Voice 1–Mechanics

From the Director…Voice 1–Mechanics

You’re in one of our local indie book stores, because that’s where you usually shop for books.  You’re browsing, picking up books on the bargain table or pulling them off the shelves.  Or perhaps you are in one of our libraries.

Maybe you began by seeing what was available from your favorite authors.  Or you went to a specific section—mystery or fantasy or literary.  Perhaps you chose a book at random because you were intrigued by the title or enticed by the cover art.

You haven’t read a word in it yet, but now you open it up.  Some of us open in the middle and read a random page.  Some of us open to the first page.  We read a few sentences, a paragraph, even a few pages.  What is it that draws us in, that makes us know that this book is worth our time?

Primarily, it’s a very difficult-to-define element that readers don’t think about or have a name for.  Writers agonize over it and call it Voice.

Voice is not just how a character sounds in dialogue.  Voice is also the voice of the narrator, who may be a character, if the book is a memoir or first-person novel, but who also is that nameless ethereal voice that is telling the story and that the reader hears in his head.

We all remember powerful voices that stay with us long after the book is read.  My personal favorites:  It is a far, far better thing that I do, than I have ever done; it is a far, far better rest that I go to than I have ever known. (A Tale of Two Cities).  May the Lord grant me the grace to be the transparent witness of the happenings that took place in the abbey whose name it is only right and pious now to omit, toward the end of the year of our Lord 1327. . .(The Name of the Rose)

As you can see, I love formal historical voices that sound like they have echoed through centuries.  But maybe you like a modern, snappier, even snarkier voice.  I am writing this book because John is the dullest man I know and I am tired of hanging out with such a fool: this book will spice up his dull existence and I will benefit from the excitement. (Coffee with John Heartbreak)

We can see from these examples how Voice determines the tone, the identity, the very soul of the story.

Now it’s always easy to recognize a strong, unique voice in another’s writing, but not so easy to create such a voice in our own.  I read one agent’s blog, and he said that voice was the most difficult element to teach.  That, of course, made me determined to teach it.

I believe that the elements of creating a strong Voice fall into two categories: Mechanics and Emotion.

The mechanical elements of voice include vocabulary and syntax.  Vocabulary is the words the writer selects, and the syntax is the arrangement of those words in the sentence.  Suppose we use different words and syntax for our first two examples.  I’m doing a better thing than I’ve ever done and going to a better place than I’ve ever been to.  Or, God help me tell what really happened in 1327 in that abbey, whose name we will keep a secret.

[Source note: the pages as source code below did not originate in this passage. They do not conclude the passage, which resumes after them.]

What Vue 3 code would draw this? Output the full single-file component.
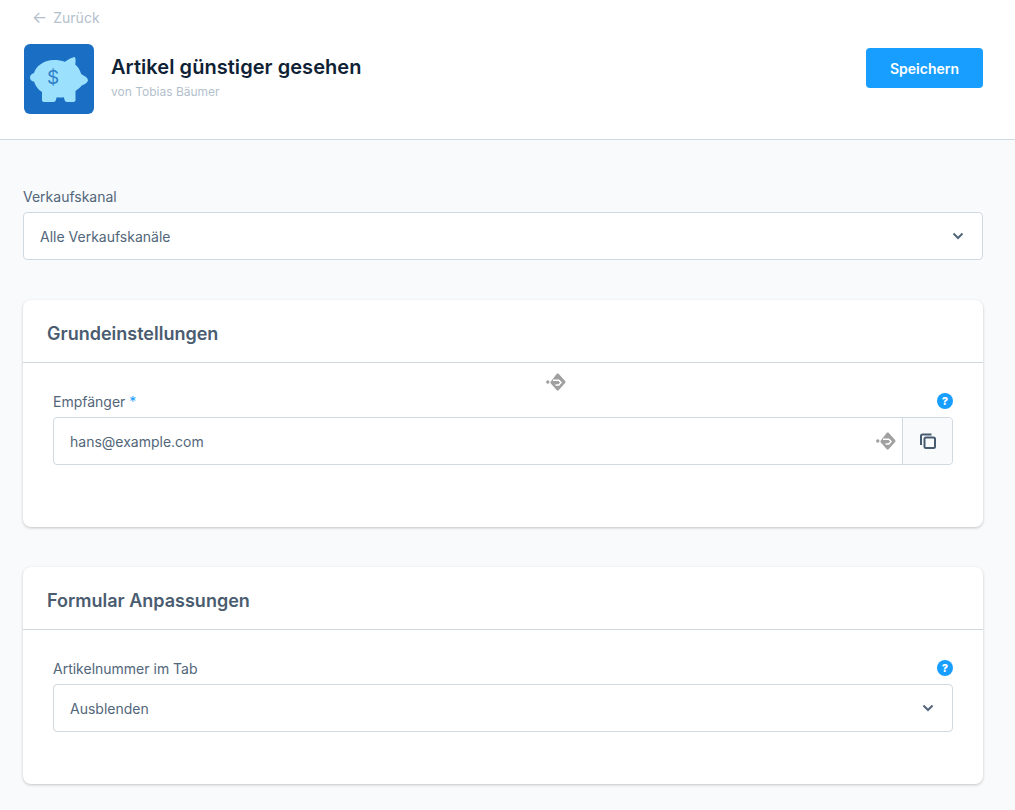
<script setup>
</script>

<template>
  <div class="page">
    <header class="top">
      <a class="back"><span class="arrow">←</span><span>Zurück</span></a>
      <div class="headrow">
        <div class="logo">
          <svg width="70" height="70" viewBox="0 0 70 70">
            <rect width="70" height="70" fill="#1a6fc4" />
            <path fill="#9be1fd" d="M51 13c.8 2.500.7 5 .2 7.500 2.600 2 4.600 5 6 9.500l4 2.500c1.600 1 2.800 2.500 2.800 4-1 3-4 4-6.300 5-1.500 2-3.500 3.500-6.200 5.500V56c0 1.200-.8 2-2 2h-6.500c-1.200 0-1.900-.6-2.300-1.700l-.9-3c-2.200.3-4.800.3-7.100 0l-.9 3c-.4 1.100-1.100 1.700-2.300 1.700H20c-1.200 0-2-.8-2-2v-8c-4-2.500-6.500-6-8-10.500-2.500 0-4-2-4-4s1.500-4 4-4.500c2-7 10-13 20-13 4 0 7.500.5 11 1.800 3-2.300 6-4 10-4.800z" />
            <text x="29" y="40" text-anchor="middle" class="dollar">$</text>
          </svg>
        </div>
        <div class="titles">
          <h1>Artikel günstiger gesehen</h1>
          <p>von Tobias Bäumer</p>
        </div>
        <button class="save">Speichern</button>
      </div>
    </header>

    <main class="content">
      <section class="channel">
        <label class="lbl">Verkaufskanal</label>
        <div class="field">
          <span class="val">Alle Verkaufskanäle</span>
          <svg class="chev" width="12" height="8" viewBox="0 0 12 8"><path d="M1.500 1.500 6 6l4.500-4.500" fill="none" stroke="#52667a" stroke-width="2" /></svg>
        </div>
      </section>

      <section class="card first">
        <h2>Grundeinstellungen</h2>
        <div class="body">
          <svg class="ghost inherit-float" width="20" height="20" viewBox="0 0 20 20"><use href="#inh" /></svg>
          <div class="labelrow">
            <label class="lbl">Empfänger <span class="req">*</span></label>
            <span class="help">?</span>
          </div>
          <div class="field joined">
            <span class="val">hans@example.com</span>
            <svg class="ghost" width="20" height="20" viewBox="0 0 20 20">
              <defs>
                <g id="inh">
                  <circle cx="1.800" cy="10" r="1.700" fill="#a0a0a0" />
                  <path fill="#a0a0a0" d="M10.800 1.800c.5-.5 1.300-.5 1.800 0l6.500 7.200c.5.600.5 1.500 0 2.100l-6.500 7.200c-.5.500-1.300.5-1.800 0l-6-6.700c-.5-.6-.5-1.500 0-2.100z" />
                  <path d="M7 8.300H12.800L15 10.600 12.800 12.900H9.500" fill="none" stroke="#fff" stroke-width="1.500" />
                </g>
              </defs>
              <use href="#inh" />
            </svg>
            <div class="copy">
              <svg width="18" height="18" viewBox="0 0 18 18" fill="none" stroke="#465a70" stroke-width="2">
                <rect x="5.500" y="5.500" width="10.500" height="10.500" rx="1.500" />
                <path d="M12.500 2.500H3.500a1.500 1.500 0 0 0-1.500 1.500v9" />
              </svg>
            </div>
          </div>
        </div>
      </section>

      <section class="card">
        <h2>Formular Anpassungen</h2>
        <div class="body">
          <div class="labelrow">
            <label class="lbl">Artikelnummer im Tab</label>
            <span class="help">?</span>
          </div>
          <div class="field">
            <span class="val">Ausblenden</span>
            <svg class="chev" width="12" height="8" viewBox="0 0 12 8"><path d="M1.500 1.500 6 6l4.500-4.500" fill="none" stroke="#52667a" stroke-width="2" /></svg>
          </div>
        </div>
      </section>
    </main>
  </div>
</template>

<style>
html, body { margin: 0; background: #f9fafc; }
</style>

<style scoped>
.page {
  font-family: Inter, "Liberation Sans", sans-serif;
  color: #52667a;
  background: #f9fafc;
  height: 810px;
  overflow: hidden;
}
.top {
  box-sizing: border-box;
  height: 140px;
  background: #fff;
  border-bottom: 1px solid #d1d9e0;
  padding: 8px 32px 0 24px;
}
.back {
  display: flex;
  align-items: center;
  gap: 6px;
  height: 18px;
  margin-left: 8px;
  font-size: 14px;
  color: #b3bfcc;
}
.arrow { font-size: 16px; line-height: 18px; }
.headrow {
  display: flex;
  align-items: flex-start;
  margin-top: 18px;
}
.logo {
  width: 70px;
  height: 70px;
  border-radius: 6px;
  overflow: hidden;
  flex: none;
}
.logo svg { display: block; }
.dollar {
  font-family: Inter, sans-serif;
  font-size: 19px;
  font-weight: 400;
  fill: #2e7fc9;
}
.titles { margin: 11px 0 0 17px; flex: 1; }
h1 {
  margin: 0;
  font-size: 20px;
  line-height: 24px;
  font-weight: 600;
  letter-spacing: .05px;
  color: #0f2235;
}
.titles p {
  margin: 5px 0 0;
  font-size: 12px;
  line-height: 16px;
  color: #b3bfcc;
}
.save {
  width: 117px;
  height: 40px;
  border: 0;
  border-radius: 4px;
  background: #189eff;
  color: #fff;
  font: 600 14px Inter, sans-serif;
  margin-top: 4px;
}
.content {
  padding: 47px 32px 0 23px;
}
.lbl {
  display: block;
  font-size: 14px;
  line-height: 20px;
  color: #52667a;
}
.channel .lbl { margin-bottom: 5px; }
.req { color: #189eff; }
.field {
  box-sizing: border-box;
  height: 48px;
  display: flex;
  align-items: center;
  background: #fff;
  border: 1px solid #d1d9e0;
  border-radius: 4px;
  padding: 0 18px 0 16px;
  font-size: 14px;
}
.val { flex: 1; color: #52667a; }
.chev { display: block; }
.card {
  background: #fff;
  border-radius: 8px;
  box-shadow: 0 1px 3px rgba(0, 0, 0, .22);
  margin-top: 40px;
}
.card h2 {
  box-sizing: border-box;
  margin: 0;
  height: 63px;
  padding: 0 24px;
  font-size: 18px;
  line-height: 67px;
  font-weight: 600;
  color: #4a5c70;
  border-bottom: 1px solid #d1d9e0;
}
.body {
  position: relative;
  padding: 29px 30px 62px;
  height: 164px;
  box-sizing: border-box;
}
.card:not(.first) .body { height: 154px; }
.labelrow {
  display: flex;
  justify-content: space-between;
  align-items: center;
  height: 20px;
  margin-bottom: 5px;
}
.help {
  width: 16px;
  height: 16px;
  border-radius: 50%;
  background: #189eff;
  color: #fff;
  font-size: 11px;
  font-weight: 800;
  line-height: 16px;
  text-align: center;
  margin-top: -2px;
}
.joined { padding: 0; }
.joined .val { padding-left: 16px; }
.ghost { display: block; flex: none; margin-right: 6px; }
.inherit-float {
  position: absolute;
  left: 523px;
  top: 9px;
  margin: 0;
}
.copy {
  box-sizing: border-box;
  width: 50px;
  height: 46px;
  flex: none;
  display: flex;
  align-items: center;
  justify-content: center;
  background: #f9fafc;
  border-left: 1px solid #d1d9e0;
  border-radius: 0 4px 4px 0;
}
</style>
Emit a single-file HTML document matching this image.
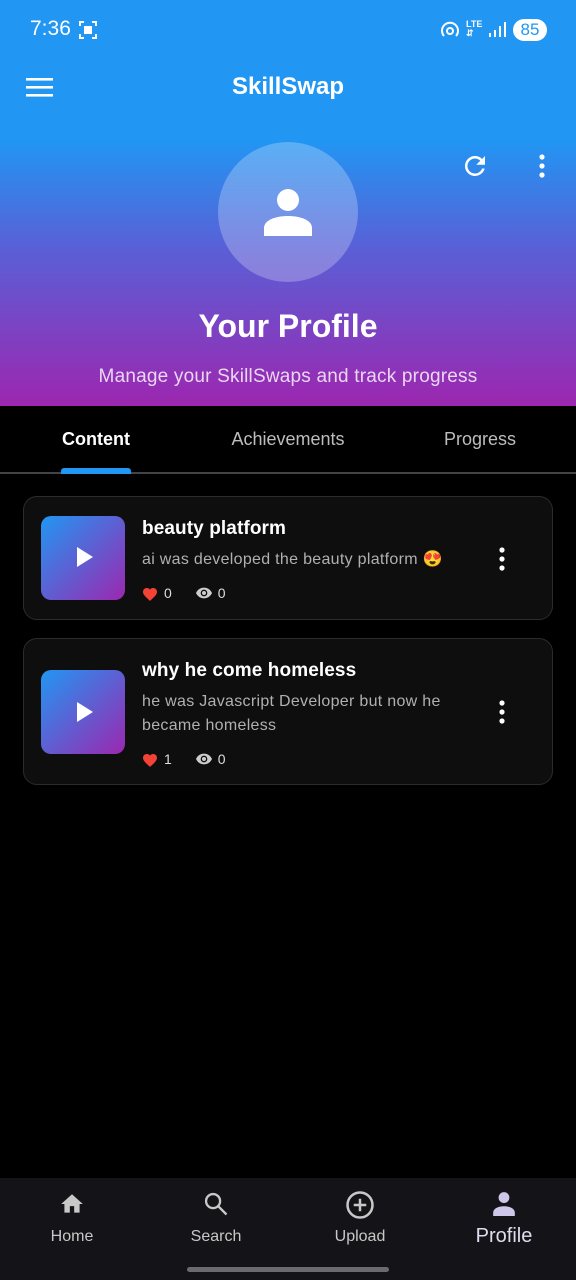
<!DOCTYPE html>
<html><head><meta charset="utf-8"><style>
*{margin:0;padding:0;box-sizing:border-box}
body{width:576px;height:1280px;background:#000;font-family:"Liberation Sans",sans-serif;position:relative;overflow:hidden;color:#fff}
.a{position:absolute}
.hdr{left:0;top:0;width:576px;height:406px;background:linear-gradient(180deg,#2196F3 0px,#2196F3 140px,#5a5fd6 250px,#9C27B0 406px)}
.card{left:23px;width:530px;background:#0e0e0e;border:1px solid #2c2c2c;border-radius:14px}
.thumb{left:17px;width:84px;height:84px;border-radius:10px;background:linear-gradient(135deg,#2196F3,#9C27B0)}
.t{left:118px;font-size:19px;font-weight:bold;letter-spacing:0.1px}
.d{left:118px;font-size:16px;color:#b0b0b0;line-height:24px;letter-spacing:0.3px}
.nav{font-size:16px;color:#c8c8c8;text-align:center;width:144px}
.st{left:118px;font-size:14px;color:#ddd;display:flex;align-items:center;gap:6px}
</style></head><body>
<div class="a hdr"></div>
<div class="a" style="left:30px;top:17px;font-size:21px">7:36</div>
<svg class="a" style="left:78px;top:20px" width="20" height="20" viewBox="0 0 20 20" fill="none" stroke="#fff" stroke-width="2"><path d="M2 6V2h4M14 2h4v4M18 14v4h-4M6 18H2v-4"/><rect x="6" y="6" width="8" height="8" fill="#fff" stroke="none"/></svg>
<svg class="a" style="left:440px;top:21px" width="20" height="20" viewBox="0 0 20 20" fill="none" stroke="#fff" stroke-width="2"><circle cx="10" cy="10" r="3"/><path d="M4 15a8 8 0 1 1 12 0"/></svg>
<div class="a" style="left:466px;top:20px;font-size:9px;line-height:9px;font-weight:bold">LTE<br>⇵</div>
<svg class="a" style="left:488px;top:22px" width="18" height="16"><rect x="1" y="11" width="2" height="4" fill="#fff"/><rect x="6" y="8" width="2" height="7" fill="#fff"/><rect x="11" y="4" width="2" height="11" fill="#fff"/><rect x="16" y="0" width="2" height="15" fill="#fff"/></svg>
<div class="a" style="left:513px;top:19px;width:34px;height:22px;border-radius:11px;background:#fff;color:#2196F3;font-size:17px;text-align:center;line-height:22px">85</div>
<svg class="a" style="left:26px;top:78px" width="27" height="19"><rect y="0" width="27" height="2.6" fill="#fff"/><rect y="8" width="27" height="2.6" fill="#fff"/><rect y="16" width="27" height="2.6" fill="#fff"/></svg>
<div class="a" style="left:0;width:576px;top:73px;text-align:center;font-size:24px;font-weight:bold">SkillSwap</div>
<svg class="a" style="left:460px;top:151px" width="30" height="30" viewBox="0 0 24 24"><path fill="#fff" d="M17.65 6.35A7.96 7.96 0 0 0 12 4a8 8 0 1 0 7.73 10h-2.08A6 6 0 1 1 12 6c1.66 0 3.14.69 4.22 1.78L13 11h7V4l-2.35 2.35z"/></svg>
<svg class="a" style="left:538px;top:154px" width="8" height="24"><circle cx="4" cy="3" r="2.6" fill="#fff"/><circle cx="4" cy="12" r="2.6" fill="#fff"/><circle cx="4" cy="21" r="2.6" fill="#fff"/></svg>
<div class="a" style="left:218px;top:142px;width:140px;height:140px;border-radius:50%;background:rgba(255,255,255,0.25)"></div>
<svg class="a" style="left:264px;top:188px" width="48" height="48" viewBox="0 0 48 48"><circle cx="24" cy="12" r="11" fill="#fff"/><path d="M0 48V40c0-8 12-12 24-12s24 4 24 12v8z" fill="#fff"/></svg>
<div class="a" style="left:0;width:576px;top:308px;text-align:center;font-size:32px;font-weight:bold">Your Profile</div>
<div class="a" style="left:0;width:576px;top:366px;text-align:center;font-size:19px;color:#ead6f2;letter-spacing:0.2px">Manage your SkillSwaps and track progress</div>
<div class="a" style="left:0;width:192px;top:429px;text-align:center;font-size:18px;font-weight:bold">Content</div>
<div class="a" style="left:192px;width:192px;top:429px;text-align:center;font-size:18px;color:#bdbdbd">Achievements</div>
<div class="a" style="left:384px;width:192px;top:429px;text-align:center;font-size:18px;color:#bdbdbd">Progress</div>
<div class="a" style="left:0;top:472px;width:576px;height:2px;background:#444"></div>
<div class="a" style="left:61px;top:468px;width:70px;height:6px;border-radius:3px 3px 0 0;background:#2196F3"></div>

<div class="a card" style="top:496px;height:124px">
 <div class="a thumb" style="top:19px"></div>
 <div class="a" style="left:53px;top:50px;width:0;height:0;border-left:16px solid #fff;border-top:10px solid transparent;border-bottom:10px solid transparent"></div>
 <div class="a t" style="top:21px">beauty platform</div>
 <div class="a d" style="top:51px">ai was developed the beauty platform 😍</div>
 <div class="a st" style="top:88px"><svg width="16" height="15" viewBox="0 0 24 22"><path fill="#f44336" d="M12 22l-1.5-1.3C5 15.7 1.5 12.6 1.5 8.6 1.5 5.3 4 2.8 7.3 2.8c1.8 0 3.6.9 4.7 2.2 1.1-1.3 2.9-2.2 4.7-2.2 3.3 0 5.8 2.5 5.8 5.8 0 4-3.5 7.1-9 12.1z"/></svg>0<span style="width:12px"></span><svg width="16" height="12" viewBox="0 0 24 16"><path fill="#ccc" d="M12 0C6.5 0 2 3.4 0 8c2 4.6 6.5 8 12 8s10-3.4 12-8C22 3.4 17.5 0 12 0zm0 13a5 5 0 1 1 0-10 5 5 0 0 1 0 10zm0-8a3 3 0 1 0 0 6 3 3 0 0 0 0-6z"/></svg>0</div>
 <svg class="a" style="left:474px;top:50px" width="8" height="24"><circle cx="4" cy="3" r="2.6" fill="#fff"/><circle cx="4" cy="12" r="2.6" fill="#fff"/><circle cx="4" cy="21" r="2.6" fill="#fff"/></svg>
</div>
<div class="a card" style="top:638px;height:147px">
 <div class="a thumb" style="top:31px"></div>
 <div class="a" style="left:53px;top:63px;width:0;height:0;border-left:16px solid #fff;border-top:10px solid transparent;border-bottom:10px solid transparent"></div>
 <div class="a t" style="top:21px">why he come homeless</div>
 <div class="a d" style="top:51px">he was Javascript Developer but now he<br>became homeless</div>
 <div class="a st" style="top:112px"><svg width="16" height="15" viewBox="0 0 24 22"><path fill="#f44336" d="M12 22l-1.5-1.3C5 15.7 1.5 12.6 1.5 8.6 1.5 5.3 4 2.8 7.3 2.8c1.8 0 3.6.9 4.7 2.2 1.1-1.3 2.9-2.2 4.7-2.2 3.3 0 5.8 2.5 5.8 5.8 0 4-3.5 7.1-9 12.1z"/></svg>1<span style="width:12px"></span><svg width="16" height="12" viewBox="0 0 24 16"><path fill="#ccc" d="M12 0C6.5 0 2 3.4 0 8c2 4.6 6.5 8 12 8s10-3.4 12-8C22 3.4 17.5 0 12 0zm0 13a5 5 0 1 1 0-10 5 5 0 0 1 0 10zm0-8a3 3 0 1 0 0 6 3 3 0 0 0 0-6z"/></svg>0</div>
 <svg class="a" style="left:474px;top:61px" width="8" height="24"><circle cx="4" cy="3" r="2.6" fill="#fff"/><circle cx="4" cy="12" r="2.6" fill="#fff"/><circle cx="4" cy="21" r="2.6" fill="#fff"/></svg>
</div>

<div class="a" style="left:0;top:1178px;width:576px;height:102px;background:#141317"></div>
<svg class="a" style="left:58px;top:1191px" width="28" height="26" viewBox="0 0 24 24"><path fill="#c8c8c8" d="M10 20v-6h4v6h5v-8h3L12 3 2 12h3v8z"/></svg>
<svg class="a" style="left:202px;top:1190px" width="28" height="28" viewBox="0 0 24 24" fill="none" stroke="#c8c8c8" stroke-width="2"><circle cx="9.5" cy="9.5" r="6"/><path d="M14 14l7 7"/></svg>
<svg class="a" style="left:345px;top:1190px" width="30" height="30" viewBox="0 0 24 24" fill="none" stroke="#c8c8c8" stroke-width="2"><circle cx="12" cy="12" r="10"/><path d="M12 7v10M7 12h10"/></svg>
<svg class="a" style="left:491px;top:1190px" width="26" height="26" viewBox="0 0 24 24"><circle cx="12" cy="7" r="5" fill="#cfc7ea"/><path d="M2 24v-3c0-4 5-6 10-6s10 2 10 6v3z" fill="#cfc7ea"/></svg>
<div class="a nav" style="left:0;top:1228px">Home</div>
<div class="a nav" style="left:144px;top:1228px">Search</div>
<div class="a nav" style="left:288px;top:1228px">Upload</div>
<div class="a nav" style="left:432px;top:1225px;font-size:20px;color:#e0dcee">Profile</div>
<div class="a" style="left:187px;top:1267px;width:202px;height:5px;border-radius:3px;background:#6b6b6f"></div>
</body></html>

What created the difference?  The words we chose and the way we arranged them. (To maintain a strong historical voice in my own manuscript, I kept the vocabulary authentic. I looked up every word in the Oxford Historical Thesaurus and did not use any word not in use by 1600.)

The mechanical aspects of Voice also include the rhythm of the sentences, the use of unique metaphors, the punctuation.  Notice how the repetition in A Tale of Two Cities heightens the drama and adds a liturgical intonation.  For this is a statement of monument, spoken by a character who has made a great transformational journey and found redemption and who now faces his execution.  The example from The Name of the Rose has a similar tone and tells us that we are going to be told a story of importance and horror.

The problems that I see with beginning writers is that their voice does not sound unique or colorful or alive.  There are never any contractions, or striking metaphors, and the characters sound like wooden dolls.  Yet even in the examples above, where the language is so formal, we still find passion and drama and urgency.

In a future column, I will cover the second element of voice, emotion, and how it conveys that very important concept called narrative tension.